Non-conformal line defect (shell operator) in AdS3/CFT2: spinning and higher point correlators

Recently, a special type of non-conformal line defect, known as thin-shell operator, has played a key role in demonstrating the chaotic nature of the high energy sector in AdS₃/CFT₂. The chaotic nature was revealed concretely through a matching among the vacuum Virasoro block in holographic CFT₂, ETH analysis, and gravitational on-shell partition function in AdS₃ with nontrivial backreaction. In this work, we generalize this matching in two ways. First, we compute two-point correlator of the spinning defects, in contrast to previous scalar defect correlator, in both the microcanonical ensemble and the canonical ensemble. Holographically, these spinning defects correspond to bulk domain walls composed of dust particles with angular momentum. Using the first order formalism of gravity, it is shown that the junction condition deviates from Israel’s junction condition, resulting in a discontinuous metric across the domain wall.
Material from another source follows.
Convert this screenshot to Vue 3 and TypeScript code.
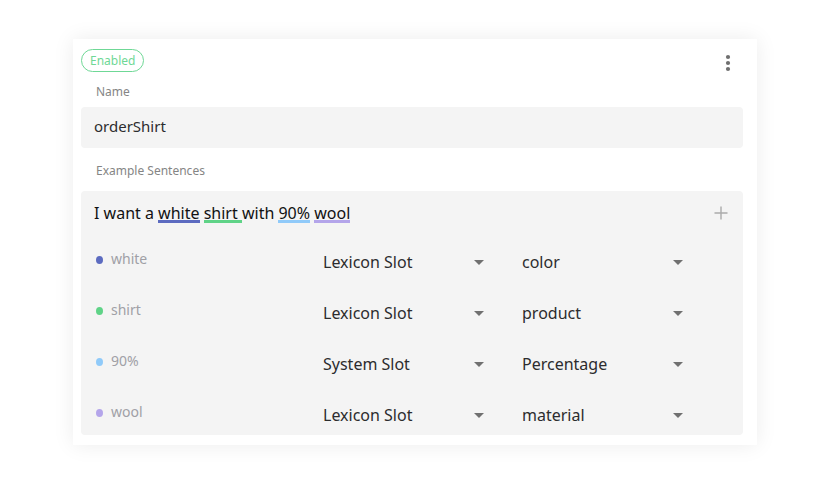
<script setup lang="ts">
import { ref } from 'vue'

interface Slot {
  word: string
  tone: string
  kind: string
  value: string
}

interface Segment {
  text: string
  tone?: string
}

const name = ref('orderShirt')

const segments: Segment[] = [
  { text: 'I want a ' },
  { text: 'white', tone: 'indigo' },
  { text: ' ' },
  { text: 'shirt ', tone: 'green' },
  { text: 'with ' },
  { text: '90%', tone: 'sky' },
  { text: ' ' },
  { text: 'wool', tone: 'violet' },
]

const kinds = ['Lexicon Slot', 'System Slot']
const values = ['color', 'product', 'Percentage', 'material']

const slots = ref<Slot[]>([
  { word: 'white', tone: 'indigo', kind: 'Lexicon Slot', value: 'color' },
  { word: 'shirt', tone: 'green', kind: 'Lexicon Slot', value: 'product' },
  { word: '90%', tone: 'sky', kind: 'System Slot', value: 'Percentage' },
  { word: 'wool', tone: 'violet', kind: 'Lexicon Slot', value: 'material' },
])
</script>

<template>
  <main class="page">
    <section class="card">
      <header class="top">
        <span class="status">Enabled</span>
        <button class="icon-button menu" type="button" aria-label="More options">
          <svg width="6" height="18" viewBox="0 0 6 18" aria-hidden="true">
            <circle cx="3" cy="3" r="2.1" />
            <circle cx="3" cy="9" r="2.1" />
            <circle cx="3" cy="15" r="2.1" />
          </svg>
        </button>
      </header>

      <label class="caption" for="intent-name">Name</label>
      <input id="intent-name" v-model="name" class="name" type="text" />

      <h2 class="caption sentences">Example Sentences</h2>
      <div class="panel">
        <div class="sentence-row">
          <p class="sentence">
            <span
              v-for="(part, i) in segments"
              :key="i"
              :class="part.tone ? ['mark', part.tone] : null"
            >{{ part.text }}</span>
          </p>
          <button class="icon-button plus" type="button" aria-label="Add sentence">
            <svg width="14" height="14" viewBox="0 0 14 14" aria-hidden="true">
              <path d="M7 0.5V13.5M0.5 7H13.5" />
            </svg>
          </button>
        </div>

        <div class="slots">
          <div v-for="slot in slots" :key="slot.word" class="slot">
            <div class="word">
              <span class="dot" :class="slot.tone"></span>
              <span>{{ slot.word }}</span>
            </div>
            <div class="select">
              <select v-model="slot.kind" :aria-label="`Slot type for ${slot.word}`">
                <option v-for="kind in kinds" :key="kind">{{ kind }}</option>
              </select>
              <svg class="arrow" width="10" height="5" viewBox="0 0 10 5" aria-hidden="true">
                <path d="M0 0H10L5 5Z" />
              </svg>
            </div>
            <div class="select">
              <select v-model="slot.value" :aria-label="`Slot value for ${slot.word}`">
                <option v-for="value in values" :key="value">{{ value }}</option>
              </select>
              <svg class="arrow" width="10" height="5" viewBox="0 0 10 5" aria-hidden="true">
                <path d="M0 0H10L5 5Z" />
              </svg>
            </div>
          </div>
        </div>
      </div>
    </section>
  </main>
</template>

<style>
body {
  background: #fff;
}
</style>

<style scoped>
.page {
  padding: 39px 83px 35px 73px;
  font-family: "Noto Sans", "Open Sans", sans-serif;
  font-size: 16px;
  line-height: 20px;
  color: #2c2c2e;
}

.page * {
  box-sizing: border-box;
}

.card {
  padding: 10px 14px 10px 8px;
  background: #fff;
  box-shadow: 0 0 20px rgba(0, 0, 0, 0.08);
}

.top {
  display: flex;
  justify-content: space-between;
  align-items: flex-start;
}

.status {
  padding: 0 8px;
  border: 1px solid #6fd896;
  border-radius: 12px;
  font-size: 12px;
  line-height: 21px;
  color: #6fd896;
}

.icon-button {
  display: flex;
  padding: 0;
  border: 0;
  background: none;
  cursor: pointer;
}

.menu {
  margin: 5px 12px 0 0;
  fill: #6f6f6f;
}

.caption {
  display: block;
  margin: 0;
  padding: 10px 15px 5px;
  font-size: 12px;
  font-weight: 400;
  line-height: 20px;
  color: #858585;
}

.sentences {
  padding: 13px 15px 10px;
}

.name {
  display: block;
  width: 100%;
  height: 41px;
  padding: 0 13px 4px;
  border: 0;
  border-radius: 4px;
  background: #f4f4f4;
  font: inherit;
  font-size: 15px;
  color: inherit;
}

.panel {
  border-radius: 4px;
  background: #f4f4f4;
}

.sentence-row {
  display: flex;
  justify-content: space-between;
  align-items: flex-start;
  padding: 12px 15px 0 13px;
}

.sentence {
  margin: 0;
  color: #111;
  white-space: pre-wrap;
}

.mark {
  background-repeat: no-repeat;
  background-position: left bottom 1px;
  background-size: 100% 3px;
}

.mark.indigo { background-image: linear-gradient(#5c6bc0, #5c6bc0); }
.mark.green { background-image: linear-gradient(#5fd387, #5fd387); }
.mark.sky { background-image: linear-gradient(#90caf9, #90caf9); }
.mark.violet { background-image: linear-gradient(#b4a5ea, #b4a5ea); }

.plus {
  margin-top: 3px;
  fill: none;
  stroke: #aaa;
  stroke-width: 1.4;
}

.slots {
  display: grid;
  gap: 13px;
  padding: 20px 0 1px;
}

.slot {
  display: grid;
  grid-template-columns: 242fr 199fr 199fr 22fr;
  height: 38px;
}

.word {
  display: flex;
  align-items: center;
  gap: 8px;
  padding: 0 15px 7px;
  font-size: 14px;
  color: #a0a0a6;
}

.dot {
  width: 7px;
  height: 8px;
  margin-top: 3px;
  border-radius: 50%;
}

.dot.indigo { background: #5c6bc0; }
.dot.green { background: #5fd387; }
.dot.sky { background: #90caf9; }
.dot.violet { background: #b4a5ea; }

.select {
  display: grid;
  grid-template-columns: 1fr 10px;
  align-items: center;
  padding-right: 38px;
}

.select select {
  grid-area: 1 / 1 / 2 / 3;
  width: 100%;
  height: 38px;
  padding: 0 14px 0 0;
  border: 0;
  appearance: none;
  background: none;
  font: inherit;
  color: inherit;
}

.arrow {
  grid-area: 1 / 2;
  fill: #707070;
  pointer-events: none;
}
</style>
Second, we calculate general higher point correlators involving multiple scalar defects and provide a detailed example with four defects. We see explicitly that, because line operators in CFT₂ are codimension one objects, the correlators depend on the order in which these nonlocal defects are inserted, unlike the Euclidean correlators of local operators. In both generalizations, we achieve a precise matching between field theory solutions, ETH analysis and gravitational on-shell actions.